(Your instructions):
Give back the full listing verbatim, apart from its images.
Start of Data segment
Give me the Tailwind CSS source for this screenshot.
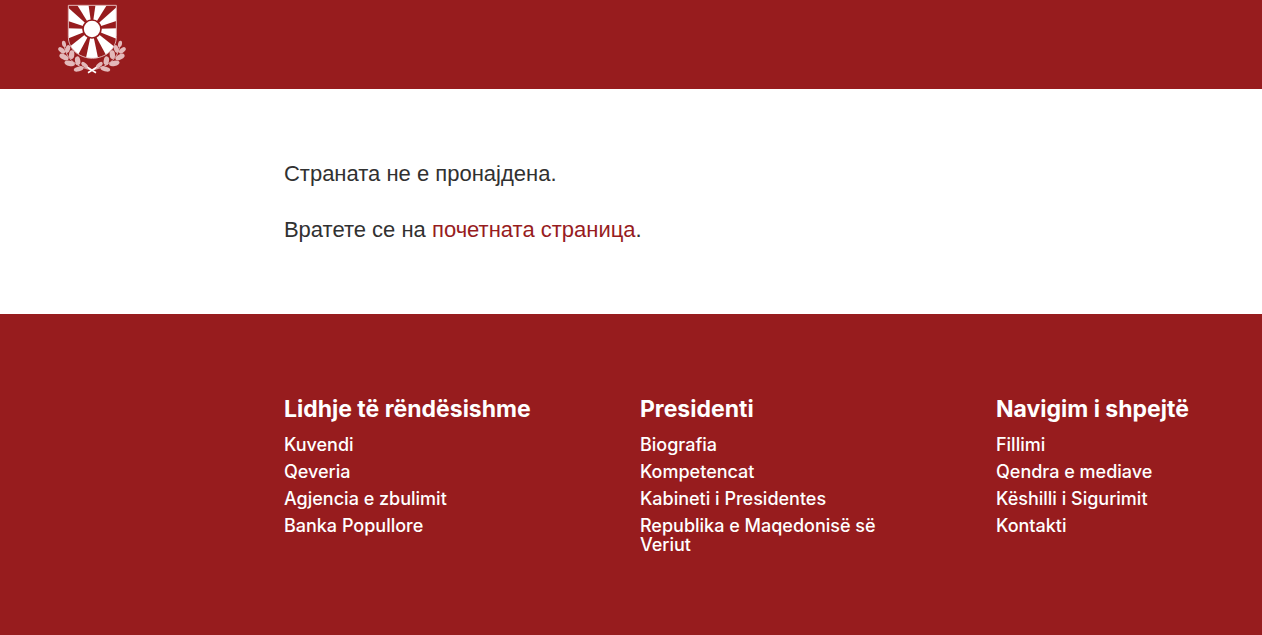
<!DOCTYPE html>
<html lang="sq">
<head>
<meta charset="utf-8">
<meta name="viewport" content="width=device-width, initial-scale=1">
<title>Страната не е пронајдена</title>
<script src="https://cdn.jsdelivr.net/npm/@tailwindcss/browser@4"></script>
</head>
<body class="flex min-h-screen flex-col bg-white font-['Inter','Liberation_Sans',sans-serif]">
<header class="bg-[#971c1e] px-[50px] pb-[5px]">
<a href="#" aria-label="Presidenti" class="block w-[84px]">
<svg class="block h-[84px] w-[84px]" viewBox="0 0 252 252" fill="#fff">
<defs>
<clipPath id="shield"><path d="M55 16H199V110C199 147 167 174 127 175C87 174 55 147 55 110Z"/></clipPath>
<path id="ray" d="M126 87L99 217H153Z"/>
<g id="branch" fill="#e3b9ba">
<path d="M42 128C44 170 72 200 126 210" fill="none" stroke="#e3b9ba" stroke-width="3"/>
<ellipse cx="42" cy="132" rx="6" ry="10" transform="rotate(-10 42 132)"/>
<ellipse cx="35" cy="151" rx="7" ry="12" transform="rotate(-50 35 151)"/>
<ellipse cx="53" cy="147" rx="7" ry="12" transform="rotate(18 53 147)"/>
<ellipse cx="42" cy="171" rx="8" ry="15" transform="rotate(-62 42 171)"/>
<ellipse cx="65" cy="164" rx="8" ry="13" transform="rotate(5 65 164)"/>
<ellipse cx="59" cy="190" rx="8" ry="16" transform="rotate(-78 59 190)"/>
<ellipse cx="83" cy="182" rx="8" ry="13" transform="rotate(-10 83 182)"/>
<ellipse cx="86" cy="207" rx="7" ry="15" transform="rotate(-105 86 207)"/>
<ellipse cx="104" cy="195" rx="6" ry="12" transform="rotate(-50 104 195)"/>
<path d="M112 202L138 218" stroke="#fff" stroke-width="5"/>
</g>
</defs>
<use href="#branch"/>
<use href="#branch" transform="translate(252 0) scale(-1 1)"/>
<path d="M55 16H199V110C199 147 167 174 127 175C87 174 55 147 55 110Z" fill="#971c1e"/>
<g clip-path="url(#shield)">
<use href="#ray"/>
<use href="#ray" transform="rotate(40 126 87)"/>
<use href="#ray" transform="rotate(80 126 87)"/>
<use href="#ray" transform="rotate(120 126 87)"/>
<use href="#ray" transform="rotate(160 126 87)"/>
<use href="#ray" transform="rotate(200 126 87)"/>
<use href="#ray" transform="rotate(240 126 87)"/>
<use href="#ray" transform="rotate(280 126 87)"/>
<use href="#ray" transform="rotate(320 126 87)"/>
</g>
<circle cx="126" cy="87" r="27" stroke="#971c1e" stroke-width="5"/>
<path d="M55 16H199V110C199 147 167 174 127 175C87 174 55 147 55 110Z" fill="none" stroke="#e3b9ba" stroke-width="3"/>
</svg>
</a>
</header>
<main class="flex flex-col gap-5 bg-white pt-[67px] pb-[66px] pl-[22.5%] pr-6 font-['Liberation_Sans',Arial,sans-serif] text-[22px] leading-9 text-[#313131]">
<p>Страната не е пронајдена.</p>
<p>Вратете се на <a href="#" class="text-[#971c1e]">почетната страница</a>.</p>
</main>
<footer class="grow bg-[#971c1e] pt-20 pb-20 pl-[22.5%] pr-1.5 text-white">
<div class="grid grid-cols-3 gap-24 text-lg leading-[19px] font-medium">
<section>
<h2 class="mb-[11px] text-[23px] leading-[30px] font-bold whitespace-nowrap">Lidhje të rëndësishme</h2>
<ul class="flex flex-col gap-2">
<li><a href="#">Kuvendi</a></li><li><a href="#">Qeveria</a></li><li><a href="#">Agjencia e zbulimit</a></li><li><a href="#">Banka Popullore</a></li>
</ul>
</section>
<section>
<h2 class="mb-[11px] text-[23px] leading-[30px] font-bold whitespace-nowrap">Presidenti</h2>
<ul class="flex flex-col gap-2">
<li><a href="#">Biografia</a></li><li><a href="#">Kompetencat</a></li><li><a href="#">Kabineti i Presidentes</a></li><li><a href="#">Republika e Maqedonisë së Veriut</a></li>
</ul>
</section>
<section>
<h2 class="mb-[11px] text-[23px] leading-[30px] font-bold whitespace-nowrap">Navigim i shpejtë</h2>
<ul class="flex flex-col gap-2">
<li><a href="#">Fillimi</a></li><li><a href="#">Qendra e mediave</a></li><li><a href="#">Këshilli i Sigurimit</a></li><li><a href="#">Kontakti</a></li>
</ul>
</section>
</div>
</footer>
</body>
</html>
End of Data segment
(Answer to this problem):
Give me the Tailwind CSS source for this screenshot.
<!DOCTYPE html>
<html lang="sq">
<head>
<meta charset="utf-8">
<meta name="viewport" content="width=device-width, initial-scale=1">
<title>Страната не е пронајдена</title>
<script src="https://cdn.jsdelivr.net/npm/@tailwindcss/browser@4"></script>
</head>
<body class="flex min-h-screen flex-col bg-white font-['Inter','Liberation_Sans',sans-serif]">
<header class="bg-[#971c1e] px-[50px] pb-[5px]">
<a href="#" aria-label="Presidenti" class="block w-[84px]">
<svg class="block h-[84px] w-[84px]" viewBox="0 0 252 252" fill="#fff">
<defs>
<clipPath id="shield"><path d="M55 16H199V110C199 147 167 174 127 175C87 174 55 147 55 110Z"/></clipPath>
<path id="ray" d="M126 87L99 217H153Z"/>
<g id="branch" fill="#e3b9ba">
<path d="M42 128C44 170 72 200 126 210" fill="none" stroke="#e3b9ba" stroke-width="3"/>
<ellipse cx="42" cy="132" rx="6" ry="10" transform="rotate(-10 42 132)"/>
<ellipse cx="35" cy="151" rx="7" ry="12" transform="rotate(-50 35 151)"/>
<ellipse cx="53" cy="147" rx="7" ry="12" transform="rotate(18 53 147)"/>
<ellipse cx="42" cy="171" rx="8" ry="15" transform="rotate(-62 42 171)"/>
<ellipse cx="65" cy="164" rx="8" ry="13" transform="rotate(5 65 164)"/>
<ellipse cx="59" cy="190" rx="8" ry="16" transform="rotate(-78 59 190)"/>
<ellipse cx="83" cy="182" rx="8" ry="13" transform="rotate(-10 83 182)"/>
<ellipse cx="86" cy="207" rx="7" ry="15" transform="rotate(-105 86 207)"/>
<ellipse cx="104" cy="195" rx="6" ry="12" transform="rotate(-50 104 195)"/>
<path d="M112 202L138 218" stroke="#fff" stroke-width="5"/>
</g>
</defs>
<use href="#branch"/>
<use href="#branch" transform="translate(252 0) scale(-1 1)"/>
<path d="M55 16H199V110C199 147 167 174 127 175C87 174 55 147 55 110Z" fill="#971c1e"/>
<g clip-path="url(#shield)">
<use href="#ray"/>
<use href="#ray" transform="rotate(40 126 87)"/>
<use href="#ray" transform="rotate(80 126 87)"/>
<use href="#ray" transform="rotate(120 126 87)"/>
<use href="#ray" transform="rotate(160 126 87)"/>
<use href="#ray" transform="rotate(200 126 87)"/>
<use href="#ray" transform="rotate(240 126 87)"/>
<use href="#ray" transform="rotate(280 126 87)"/>
<use href="#ray" transform="rotate(320 126 87)"/>
</g>
<circle cx="126" cy="87" r="27" stroke="#971c1e" stroke-width="5"/>
<path d="M55 16H199V110C199 147 167 174 127 175C87 174 55 147 55 110Z" fill="none" stroke="#e3b9ba" stroke-width="3"/>
</svg>
</a>
</header>
<main class="flex flex-col gap-5 bg-white pt-[67px] pb-[66px] pl-[22.5%] pr-6 font-['Liberation_Sans',Arial,sans-serif] text-[22px] leading-9 text-[#313131]">
<p>Страната не е пронајдена.</p>
<p>Вратете се на <a href="#" class="text-[#971c1e]">почетната страница</a>.</p>
</main>
<footer class="grow bg-[#971c1e] pt-20 pb-20 pl-[22.5%] pr-1.5 text-white">
<div class="grid grid-cols-3 gap-24 text-lg leading-[19px] font-medium">
<section>
<h2 class="mb-[11px] text-[23px] leading-[30px] font-bold whitespace-nowrap">Lidhje të rëndësishme</h2>
<ul class="flex flex-col gap-2">
<li><a href="#">Kuvendi</a></li><li><a href="#">Qeveria</a></li><li><a href="#">Agjencia e zbulimit</a></li><li><a href="#">Banka Popullore</a></li>
</ul>
</section>
<section>
<h2 class="mb-[11px] text-[23px] leading-[30px] font-bold whitespace-nowrap">Presidenti</h2>
<ul class="flex flex-col gap-2">
<li><a href="#">Biografia</a></li><li><a href="#">Kompetencat</a></li><li><a href="#">Kabineti i Presidentes</a></li><li><a href="#">Republika e Maqedonisë së Veriut</a></li>
</ul>
</section>
<section>
<h2 class="mb-[11px] text-[23px] leading-[30px] font-bold whitespace-nowrap">Navigim i shpejtë</h2>
<ul class="flex flex-col gap-2">
<li><a href="#">Fillimi</a></li><li><a href="#">Qendra e mediave</a></li><li><a href="#">Këshilli i Sigurimit</a></li><li><a href="#">Kontakti</a></li>
</ul>
</section>
</div>
</footer>
</body>
</html>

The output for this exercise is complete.